As a top executive, Lang's time is valuable, and he isn't a serial trustee or conservative activist, so to have him investing his time in Heartland suggests something of unusual importance either to him or to his employer. If Seid is the anonymous donor, and Lang is there to see that Seid's investment goes smoothly, it fits perfectly -- particularly given the evident issues in the relationship between Bast and his Anonymous Donor in the previous year or two, issues that as we've seen above are readily explicable if the Anonymous Donor is Barre Seid.



Why?

Quite a puzzle.
Barre Seid is, by all indications, a highly intelligent and talented man.  His success in life has not been accidental.  But intelligence can be a trap.  As Michael Shermer aptly put it, "smart people believe weird things because they are skilled at defending beliefs they arrived at for non-smart reasons."  And when surrounded by sycophantic grantees, each eager to outdo the other with descriptions of how "thoughtful and entertaining" one is, or how one "perfectly fits Aristotle’s famous description of nobility in action" -- well, even the most grounded of us might find it difficult to retain our perspective.

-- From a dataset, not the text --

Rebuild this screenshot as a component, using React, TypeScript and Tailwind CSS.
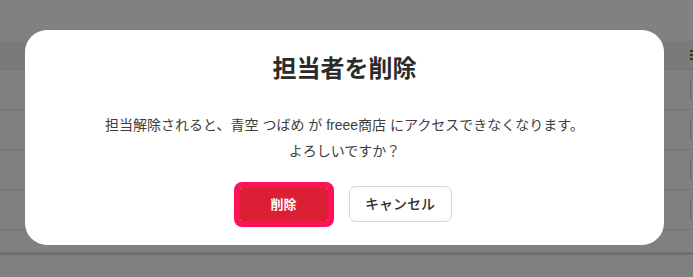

Seid's beliefs, as far as anyone can say from this distance, appear to be sincerely held.  I'm not aware of any reason to think that any of his political investments have been motivated by self-interest, or that he is personally corrupt.  (And really, if you want to be corrupt in Illinois, there are easier ways.)   A man who believed that the election of a moderate Christian Democrat with a funny-sounding name represented an existential threat to the state of Israel -- as Seid's unprecedentedly massive support for the Clarion Fund's desperate Obsession ploy strongly suggests -- would be a man who could easily come to believe that climate science is a plot to advance the liberal agenda, and that it was his obligation to fight it.  

But sincerity, too, can be a trap.  True believers on the left can point to some scars of our own in that respect.  Sincere belief can lead us to put our trust in unworthy characters such as, in Seid's case, astoundingly incompetent hacks like Heartland's Joe Bast -- a man who not only wouldn't know "sound science" if it bit him on the ass, but who can't even maintain the most basic operational security in his own office.  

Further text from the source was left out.